KEYA CHATTERJEE is a commuter cyclist, a mother, and an advocate for the role of bicycles in solving society’s ills.  Keya learned how to ride a bike as a child in Gaithersburg, MD.  She currently lives with her husband and son in Southwest Washington, DC, and enjoys biking to destinations in DC, MD, and VA.  By day, Keya is the Senior Director for International Climate Policy at the World Wildlife Fund. She has previously served as a Climate Change Specialist for the US Agency for International Development and also worked on communicating climate issues in her previous work at NASA. Keya started her career as a Presidential Management Fellow in the US government, and was a Peace Corps Volunteer in a national park in Morocco from 1998 to 2000. Her commentary on climate change policy and sustainability issues has been quoted in dozens of media outlets including USA Today, the New York Times, Fox News, the Associated Press, The Washington Post, and NBC Nightly News.  Keya is author of the book, The Zero Footprint Baby:  How to Save the Planet While Raising a Health Baby, which discusses the subject of bicycling while pregnant.

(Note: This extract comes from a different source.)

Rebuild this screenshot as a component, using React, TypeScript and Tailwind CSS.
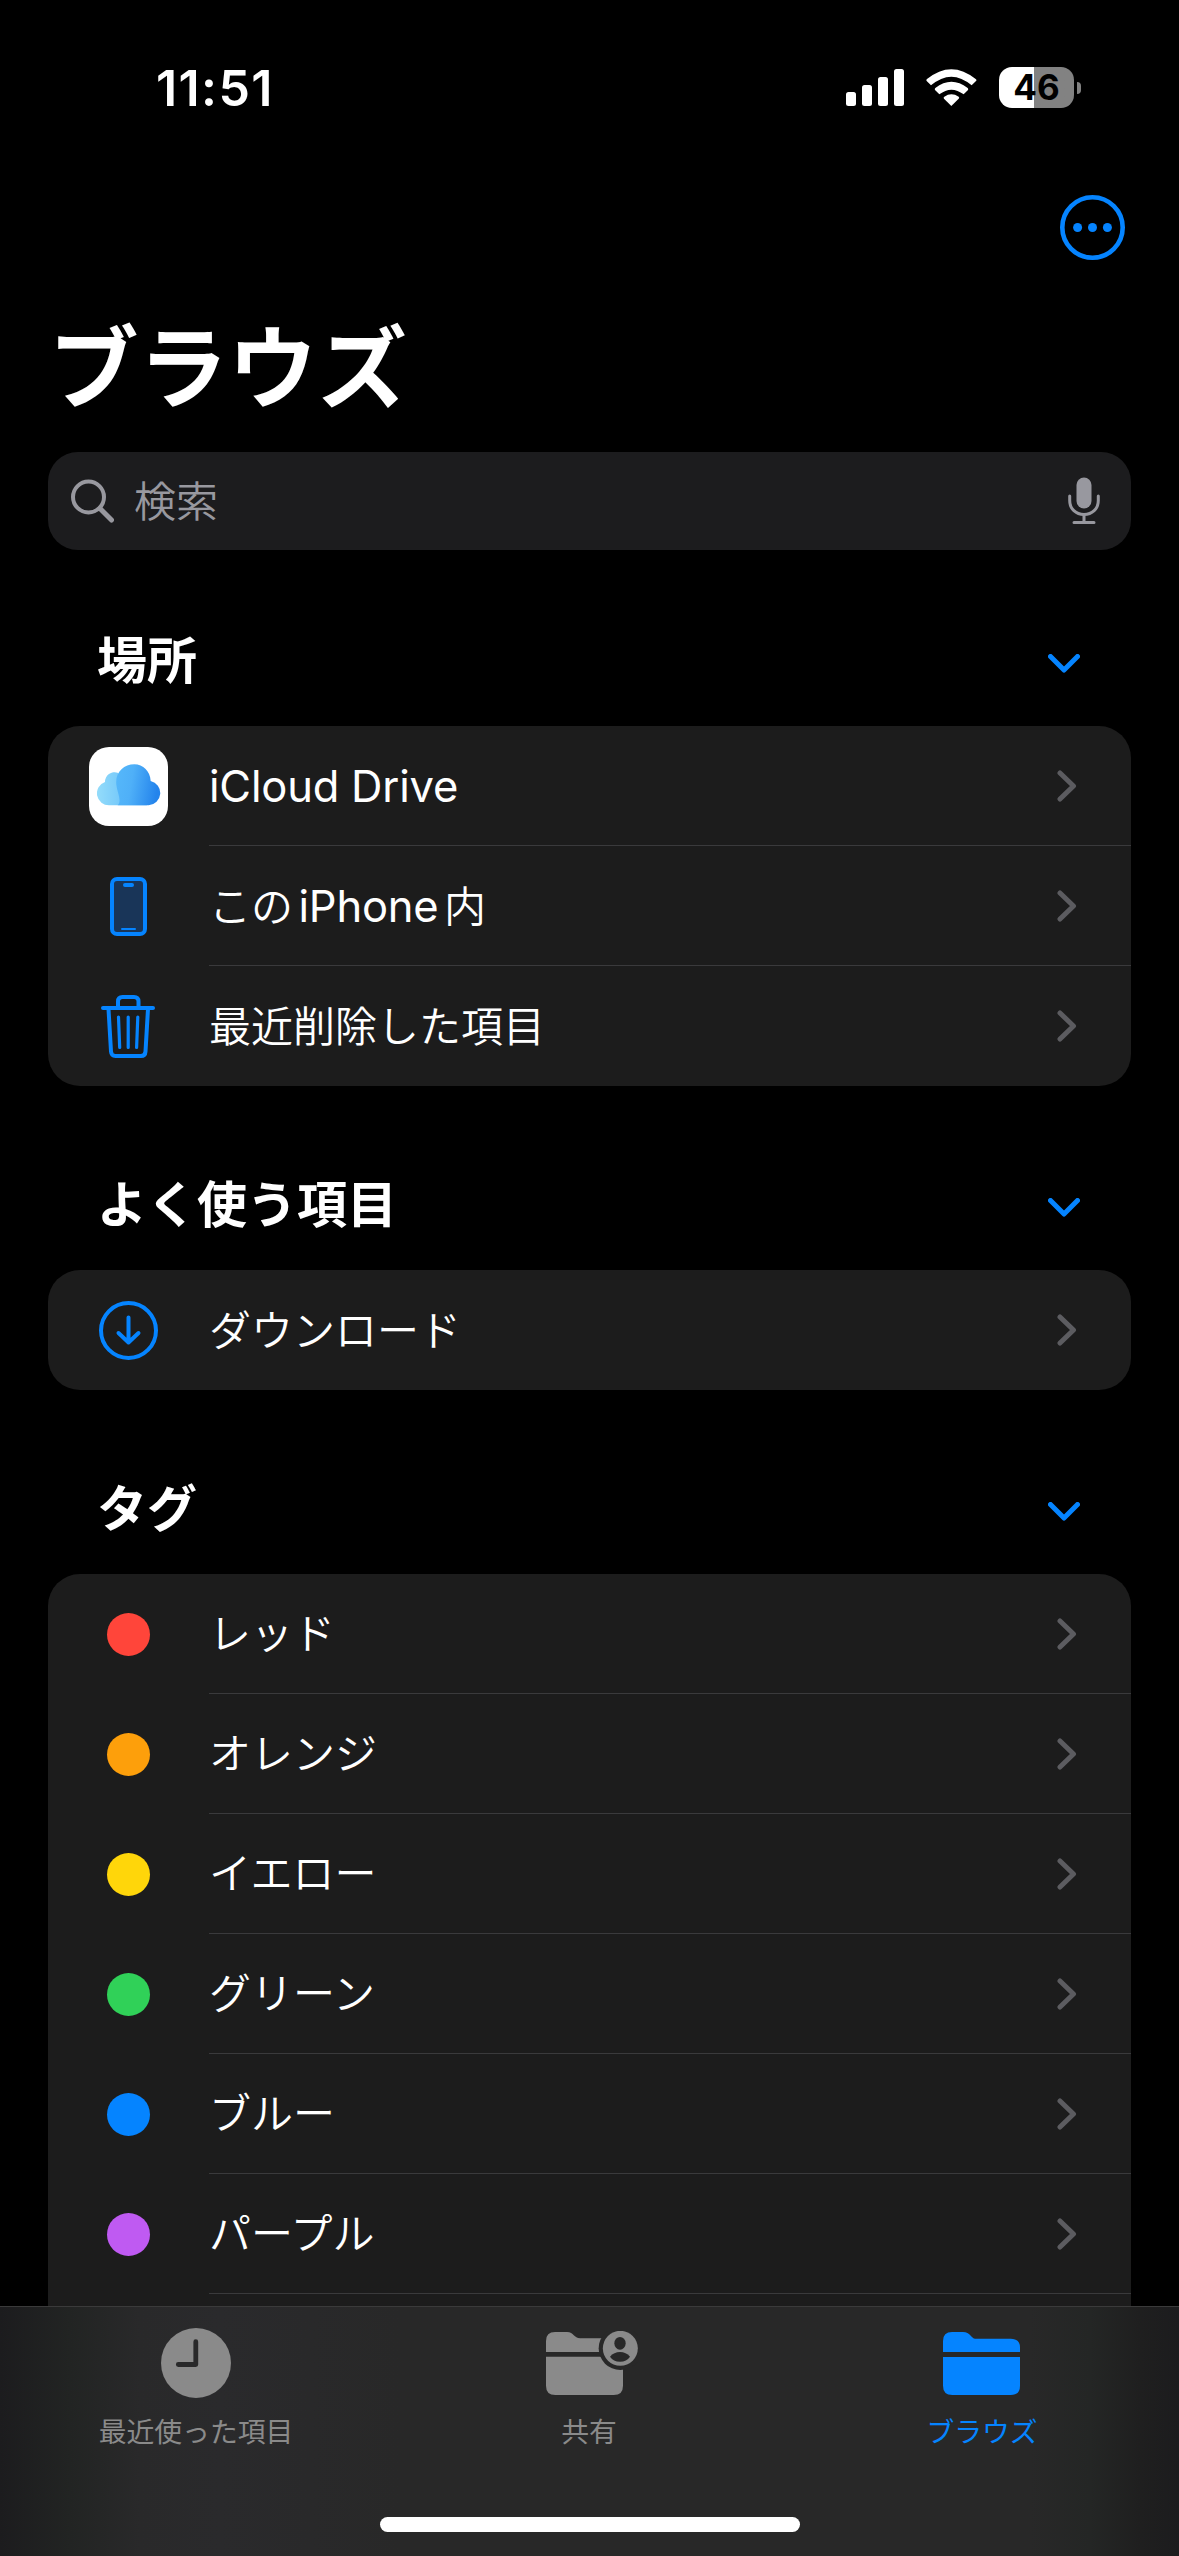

ERIC FINGERHUT[*] leads his law firm’s trademark practice by day but when he is not billing hours he is riding his bicycle. In addition to weekly road and mountain bike rides, Eric is a year-round commuter. Merging his passion and profession, last year Eric founded the International Cycling Law Association (ICLA), a non-profit providing low cost and free legal education to the bicycle industry, pro bono referrals for non-profits and startups and general business advice. Eric also is a fan of electric bicycles and sees them as an exciting opportunity for the industry to sell them as environmentally friendly alternatives to cars and motorcycles for short distance trips. He is thrilled to be part of WABA and looks forward to using his bicycle industry relationships to support WABA and its mission.

PHILIP LYON[*] is a public policy scholar at the Wilson Center in Washington, D.C. and has been an active WABA volunteer since 2007. He began bike commuting in graduate school and quickly discovered that travelling to work and back could be the best part of the day. Phil is also a recreational cyclist who takes at least one major bike trip per year in the Pacific Northwest and can often be found on the roads and trails around DC. As a DC native who used to hike along the old B&O railroad tracks before they became the Capital Crescent Trail, Phil has seen how bikes and forward thinking have improved life in DC. Having spent many years working and studying in Europe, Phil is also committed to smart growth, urban living, and walkable communities. He is a devoted resident of Capital Hill. “Dr. Phil,” as he is sometimes known, earned his Ph.D. in history at the University of Maryland and holds an M.A. in international relations from Johns Hopkins University (SAIS).

 BO PHAM is a bike enthusiast and hoarder who specializes in “found parts” much like some artists focus on “found objects.”  After years of tinkering with project bikes, he found a healthier outlet for this obsession through volunteering with organizations like The Bike House in DC and the Mount Rainier Bike Co-op to fix bikes for others.  Bo is most excited when he’s able to introduce a new rider to the joys of cycling for sport or commuting.  After a dozen years of volunteering and board work with other nonprofits in the DC area, he is ecstatic to join the WABA Board, where his passion for community building and cycling can merge.  Bo and his wife Catherine Crum are lifetime WABA members and live in DC, where they are extremely proud of the progress in transportation infrastructure for bikes over the years.  In his work life, Bo is a Branch Chief at the U.S. Nuclear Regulatory Commission.  His work in Rockville, MD affords him the luxury of a 30-mile round trip commute by bike when he can.  On weekends, he’s mostly a mountain biker who enjoys the numerous local trails in the area.

Candidates listed alphabetically. [*] indicates current WABA Board Member running for re-election.